Investors, both institutional and retail, now confront a heightened risk premium when allocating capital to superannuation vehicles, a phenomenon that may well translate into restrained consumption and deferred capital formation, outcomes that are antithetical to the growth imperatives espoused by Indian economic policy.

Equity Trustees’ purported adherence to internal risk‑assessment protocols now appears, in hindsight, to have been perfunctory at best, with board minutes revealing a chronic reluctance to interrogate the viability of the underlying projects, a shortcoming that underscores the necessity for robust, independent audit functions within Indian trusteeship arrangements.

The episode further illustrates how the confluence of executive optimism and regulatory complacency can engender a pernicious feedback loop wherein market participants, misled by overstated performance narratives, allocate resources to ventures lacking substantive economic justification, thereby compromising the equitable distribution of wealth.

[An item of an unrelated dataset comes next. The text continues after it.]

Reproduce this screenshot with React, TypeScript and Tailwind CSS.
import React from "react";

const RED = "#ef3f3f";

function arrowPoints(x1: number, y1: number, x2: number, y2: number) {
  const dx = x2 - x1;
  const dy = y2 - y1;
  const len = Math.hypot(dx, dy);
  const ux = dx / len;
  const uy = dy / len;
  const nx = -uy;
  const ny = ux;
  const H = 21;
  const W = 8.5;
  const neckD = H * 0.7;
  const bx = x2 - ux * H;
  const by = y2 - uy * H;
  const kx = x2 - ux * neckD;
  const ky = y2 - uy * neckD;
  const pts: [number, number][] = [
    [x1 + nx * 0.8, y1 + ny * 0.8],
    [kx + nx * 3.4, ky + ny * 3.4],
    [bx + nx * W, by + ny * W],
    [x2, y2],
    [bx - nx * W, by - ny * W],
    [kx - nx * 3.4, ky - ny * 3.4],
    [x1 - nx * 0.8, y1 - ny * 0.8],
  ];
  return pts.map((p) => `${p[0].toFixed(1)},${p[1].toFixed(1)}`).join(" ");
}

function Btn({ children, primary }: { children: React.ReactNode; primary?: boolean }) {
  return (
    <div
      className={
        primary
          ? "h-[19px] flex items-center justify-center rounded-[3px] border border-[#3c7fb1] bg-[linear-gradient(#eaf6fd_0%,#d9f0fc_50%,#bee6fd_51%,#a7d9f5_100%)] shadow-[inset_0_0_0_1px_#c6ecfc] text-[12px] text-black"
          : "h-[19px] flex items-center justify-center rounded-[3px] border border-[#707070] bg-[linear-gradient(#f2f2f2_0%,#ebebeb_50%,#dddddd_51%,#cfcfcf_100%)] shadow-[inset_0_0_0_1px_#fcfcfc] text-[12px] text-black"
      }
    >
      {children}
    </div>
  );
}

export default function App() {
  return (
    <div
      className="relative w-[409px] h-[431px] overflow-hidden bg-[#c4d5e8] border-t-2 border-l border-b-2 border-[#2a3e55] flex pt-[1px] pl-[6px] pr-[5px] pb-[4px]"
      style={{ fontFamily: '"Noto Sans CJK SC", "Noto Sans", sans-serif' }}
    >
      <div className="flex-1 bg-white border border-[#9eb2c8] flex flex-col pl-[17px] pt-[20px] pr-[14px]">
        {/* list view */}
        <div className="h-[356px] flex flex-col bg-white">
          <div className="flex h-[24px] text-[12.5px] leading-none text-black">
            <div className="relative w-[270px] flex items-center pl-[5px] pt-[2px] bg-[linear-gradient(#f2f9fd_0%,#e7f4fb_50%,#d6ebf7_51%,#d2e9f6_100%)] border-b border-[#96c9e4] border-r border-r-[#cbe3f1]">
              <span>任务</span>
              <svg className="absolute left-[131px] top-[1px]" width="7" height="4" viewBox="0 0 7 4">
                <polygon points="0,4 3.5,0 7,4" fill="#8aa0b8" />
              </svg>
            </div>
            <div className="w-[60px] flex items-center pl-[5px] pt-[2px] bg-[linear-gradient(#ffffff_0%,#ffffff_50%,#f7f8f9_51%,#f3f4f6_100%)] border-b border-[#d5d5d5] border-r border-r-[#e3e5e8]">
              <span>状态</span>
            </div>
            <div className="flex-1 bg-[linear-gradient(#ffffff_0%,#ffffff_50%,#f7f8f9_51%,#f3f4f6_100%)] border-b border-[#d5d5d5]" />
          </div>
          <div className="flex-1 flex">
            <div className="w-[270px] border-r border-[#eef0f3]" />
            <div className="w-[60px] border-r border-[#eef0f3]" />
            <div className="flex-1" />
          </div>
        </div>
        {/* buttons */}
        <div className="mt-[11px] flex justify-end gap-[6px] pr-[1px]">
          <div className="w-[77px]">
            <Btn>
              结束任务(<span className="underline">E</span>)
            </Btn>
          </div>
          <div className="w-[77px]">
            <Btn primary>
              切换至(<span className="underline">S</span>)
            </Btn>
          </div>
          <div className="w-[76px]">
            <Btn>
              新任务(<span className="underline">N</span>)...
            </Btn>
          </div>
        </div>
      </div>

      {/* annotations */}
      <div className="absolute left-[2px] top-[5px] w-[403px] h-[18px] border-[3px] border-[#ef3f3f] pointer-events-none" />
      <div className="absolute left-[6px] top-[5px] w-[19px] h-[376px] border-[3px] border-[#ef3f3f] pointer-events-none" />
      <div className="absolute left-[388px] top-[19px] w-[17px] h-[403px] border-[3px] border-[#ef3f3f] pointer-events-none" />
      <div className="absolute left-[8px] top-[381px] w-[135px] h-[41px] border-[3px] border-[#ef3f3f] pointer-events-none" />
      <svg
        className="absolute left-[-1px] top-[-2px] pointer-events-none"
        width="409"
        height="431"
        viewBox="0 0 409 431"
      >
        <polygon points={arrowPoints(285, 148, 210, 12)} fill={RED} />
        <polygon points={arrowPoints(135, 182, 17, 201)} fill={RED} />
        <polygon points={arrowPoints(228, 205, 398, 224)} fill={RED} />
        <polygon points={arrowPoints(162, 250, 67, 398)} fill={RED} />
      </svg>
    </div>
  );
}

Given that the Australian regulator’s recourse relies upon civil litigation rather than pre‑emptive supervisory sanctions, one must inquire whether the existing statutory architecture within India possesses sufficient proactive mechanisms to deter trustees from embarking upon imprudent investment strategies that jeopardise savers’ futures.

Moreover, the conspicuous delay between the emergence of warning signals in the fund’s cash‑flow statements and the eventual legal action raises the question of whether India’s pension oversight bodies possess the requisite analytical capacity and institutional resolve to intervene decisively before systemic risk crystallises.

Furthermore, the extent to which the trustee’s remuneration structure, allegedly tied to short‑term performance metrics, may have incentivised a myopic pursuit of yield at the expense of long‑term prudence invites scrutiny of Indian corporate governance codes that continue to valorise executive compensation predicated upon superficial return benchmarks.

Lastly, the observable erosion of depositor confidence, manifested in a measurable decline of new enrolments and a heightened propensity among existing participants to withdraw contributions, compels an examination of whether the Indian public finance framework can absorb the fiscal ramifications of similar mass disinvestments without jeopardising essential welfare expenditures.

In light of the stark disparity between the fund’s advertised projected returns and the eventual depletion of capital, it becomes imperative to ask whether Indian consumer‑protection statutes mandate verifiable, auditable disclosures that enable retirees to assess the plausibility of promised outcomes before committing their life‑savings.

Equally salient is the question of whether the current judicial framework affords ordinary citizens an accessible avenue to compel trustees to substantiate their risk assessments in a transparent forum, thereby averting the concentration of informational asymmetry that presently favours corporate narratives over empirical evidence.

Finally, the broader societal implication that a breach of fiduciary duty may engender a cascade of fiscal distress among vulnerable households raises the policy dilemma of whether India’s social safety net mechanisms are sufficiently resilient to intervene when private pension schemes falter, or whether a more proactive state‑backed guarantee is indispensable.